Late in the afternoon, they carried her away. A massive stroke had ended her life. It happens every day many times, and we read it in the newspaper without being touched. Only the personal confrontation with this irreversible fact is a crushing experience. Out of the abysmal chasm between life and death reaches an icy hand pointing to the dark land where we all have to go one day. The night following that day brought no relief. Dreamlike croaking shadows whirled around me and threw me into unfathomable darkness out of which my mother emerged in a clear and real form. She stood next to me, quiet and seemingly depressed, ironing shirts, the last job she had performed on earth. The trauma haunted me for many months and during the years to come, she appeared once in a while in my dreams, always sad and silent. The last time I saw her many years later she walked toward me hand in hand with my father smiling and frolicking. “How come you are living?” I uttered in astonishment and simultaneously an immeasurable joy welled up from the depth of my heart pulsating through my entire being like a powerful electric current. Was it a dream or a divine message? I don’t know. Maybe my parents wished to assure me of their final peace.

The weeks and months following the funeral were drab. Marie, Cento’s daughter, stayed with us and tried to fill the gap in a suddenly womanless household.
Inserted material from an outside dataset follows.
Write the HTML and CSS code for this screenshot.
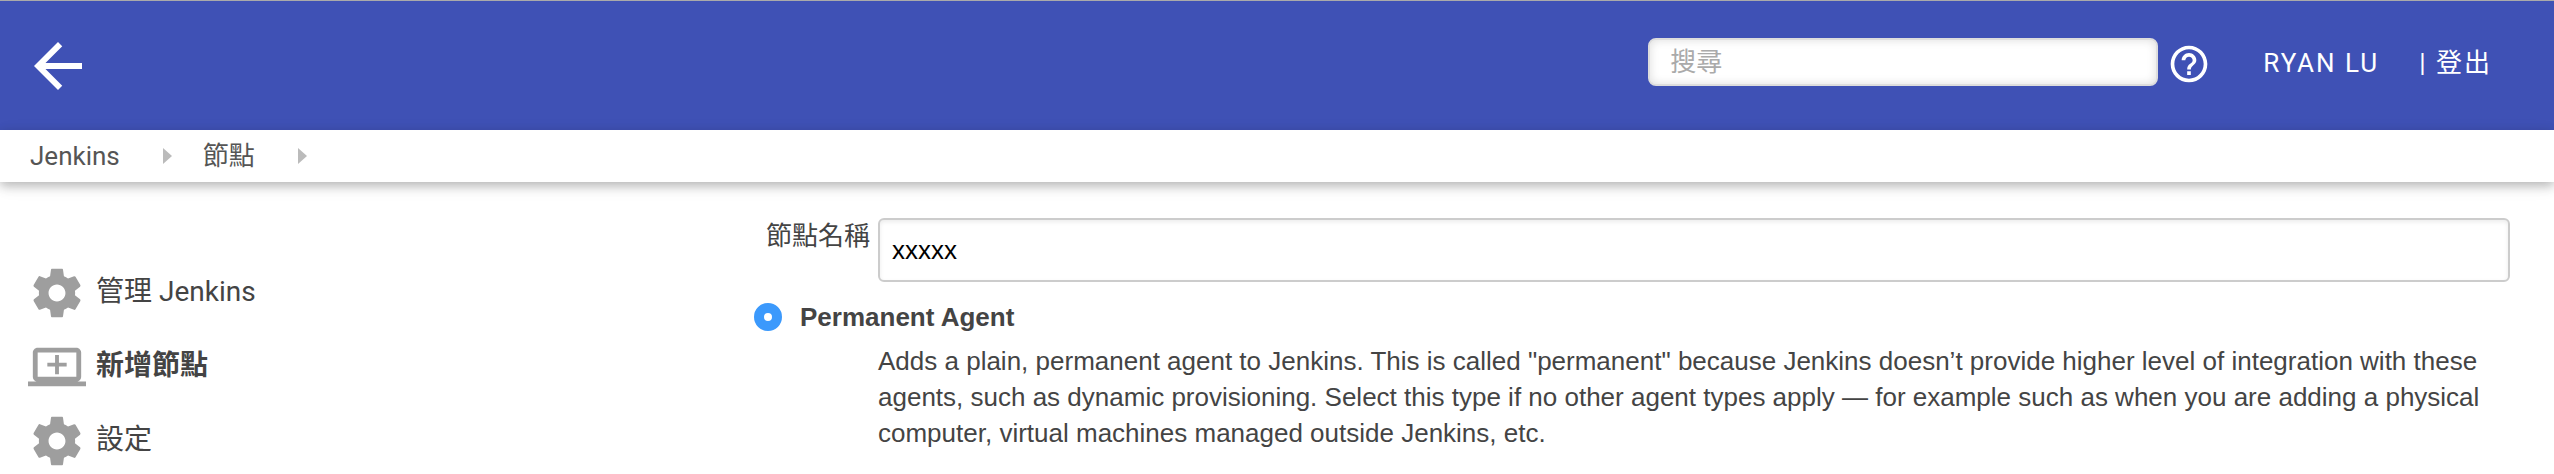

Her decision to remain did not entirely spring from charitable feelings. Marie approached the age of thirty and had not yet found a husband. The opportunities offered by a capital city like Munich, she figured, could very well help to eliminate the deficiency. In spite of her earnest efforts, however, a year passed by without success. Regretfully and beaten she decided to return home to her mother leaving us behind with the dilemma to find somebody who was willing to care for three helpless men.

An advertisement in the local newspaper lured a young woman to our house. She was black-haired and tight-lipped, a former nun who had left the convent to quench her burning earthbound thirst with a good dip into the boiling waters of fleshly passion. Abused and kicked out by her brutal-faced lover, she found herself quickly trapped in the mire of everyday life and searching for a shelter where she could stay with Traudi, her 2-year-old daughter. Traudi was a sweet little girl and brought lots of sunshine into our otherwise joyless home contrary to her mother’s unbearable restlessness.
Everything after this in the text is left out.